Voters give too much weight to gas prices in presidential elections

Sam Chapman

Illustration: Katie Berfield

In March, ABC News and The Washington Post conducted a poll in which 62 percent of responders said they disapproved of President Obama’s handling of rising gas prices. There is a growing fear that members of that fraction will take their discontent to the voting booth, a fear signified by the fact that his opponents have chosen that issue as their attack of choice in battleground states (according to Now, discontentment at gas pumps isn’t necessarily a reason to believe Obama will be voted out of office, but when a trend has the president scrambling to make speeches and his enemies scrambling to attack them, it’s going to worry some people––myself included.

This would result in a presidential election gone drastically awry. It is not wrong to vote based on gas prices, but it is very wrong to vote based entirely on gas prices.

People get angry about the cost of a gallon, and it’s easy to see why: Unless we’re unemployed, in the military or directly threatened by rising sea levels, few other issues have the same power to batter down our doors. Gas goes up to $3 per gallon, so we trade our car in for one that gets 30 mpg; gas thanks us by going up to $4 per gallon. It can, at times, seem like a Sisyphean grind.

That said, choosing who to back for president based on this will work against one over time. First of all, numbers can be misleading. George W. Bush benefited from a fortuitous drop in oil prices right before he took office; Barack Obama suffered from a fluctuation in the opposite direction. It’s less a matter of policy than of timing––and while it would be nice to know which candidate was a luckier person, it’s something we can’t determine.

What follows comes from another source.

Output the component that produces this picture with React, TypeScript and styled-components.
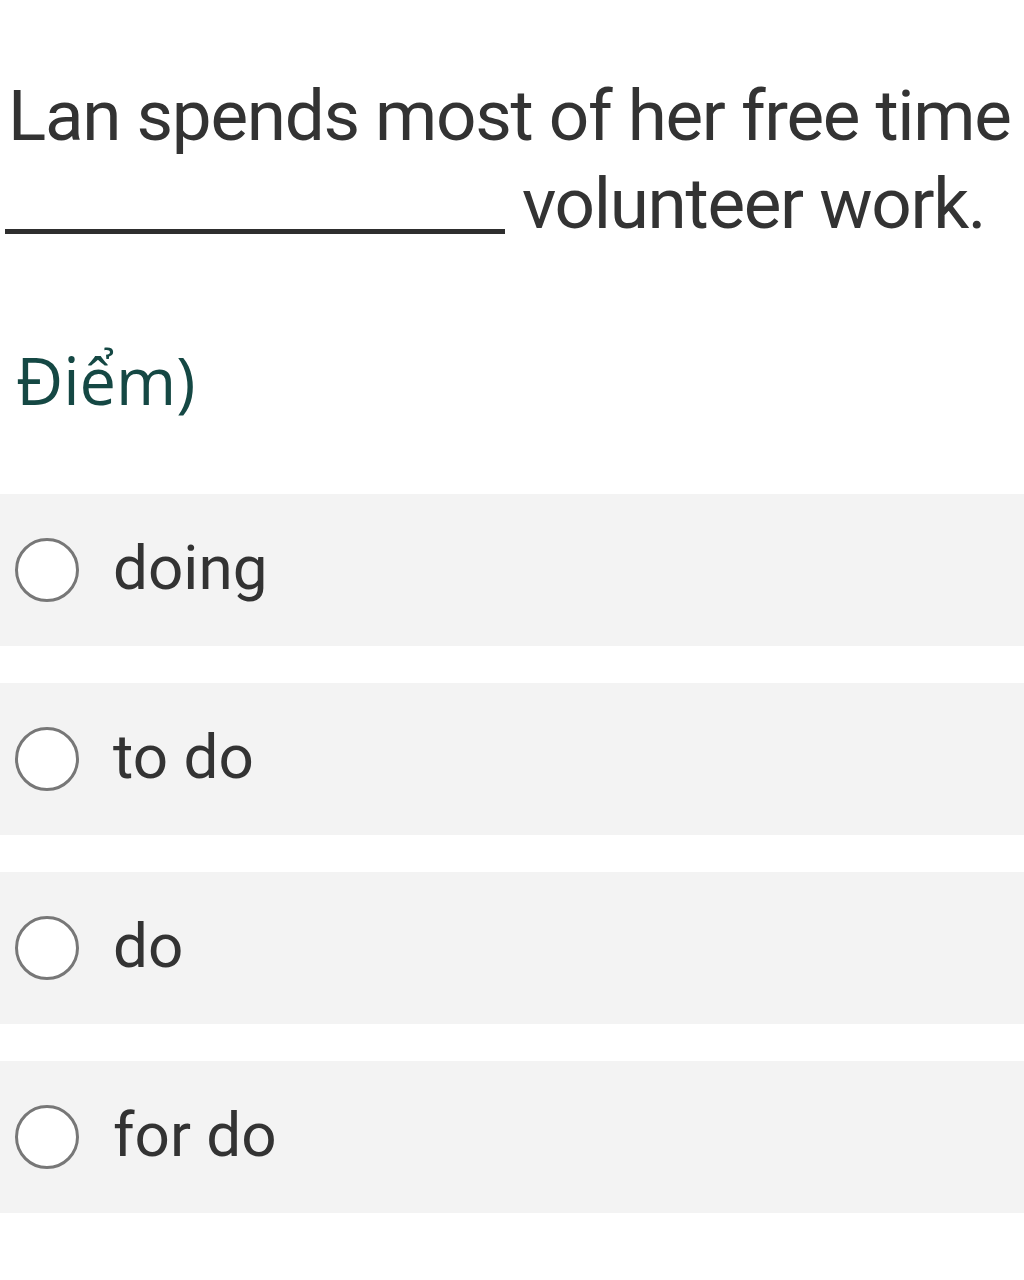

Second, wrestling with the oil market is barely within the president’s control. A column on the website Consumer Energy Report details how the price we pay for oil is dependent not on our domestic production, but on competition with the developing world: The higher the demand in China and India, the more we have to pay to compete. The most industry-friendly decisions Obama could make––with which I disagree––would have little effect until years had passed.

Yet, as I said above, I don’t think that voting based on gasoline policy is a mistake on its own. A president who promises to work for fuel efficiency, and against Big Oil, will have a positive impact on the world, even if they can’t control gas prices. More than that, though, they will have the people’s best interests at heart. There’s no better reason to vote for a candidate.

It’s a valid perspective, and one that I espouse myself: Each American has only one vote, and no obligation to use it for the sake of anybody but themselves. If an issue is not on our doorstep, it need not inform our decision. However, the range of issues on each of our doorsteps is larger than we may think. It includes the issues that have the potential to affect us in the future, even if they may not now: health care, because we won’t always be strong; welfare, because we won’t always be employed; even social issues like abortion and marriage rights, because someday many of us will have daughters and sons.

When you cast your vote, it’s acceptable to be selfish, and it’s perfectly acceptable to keep it in mind if you’re hurting at the pump––just as long as you take a sensible and far-sighted view. A good gas policy can hint at a good politician, but it is only one part of your life, and it is far from adequate proof.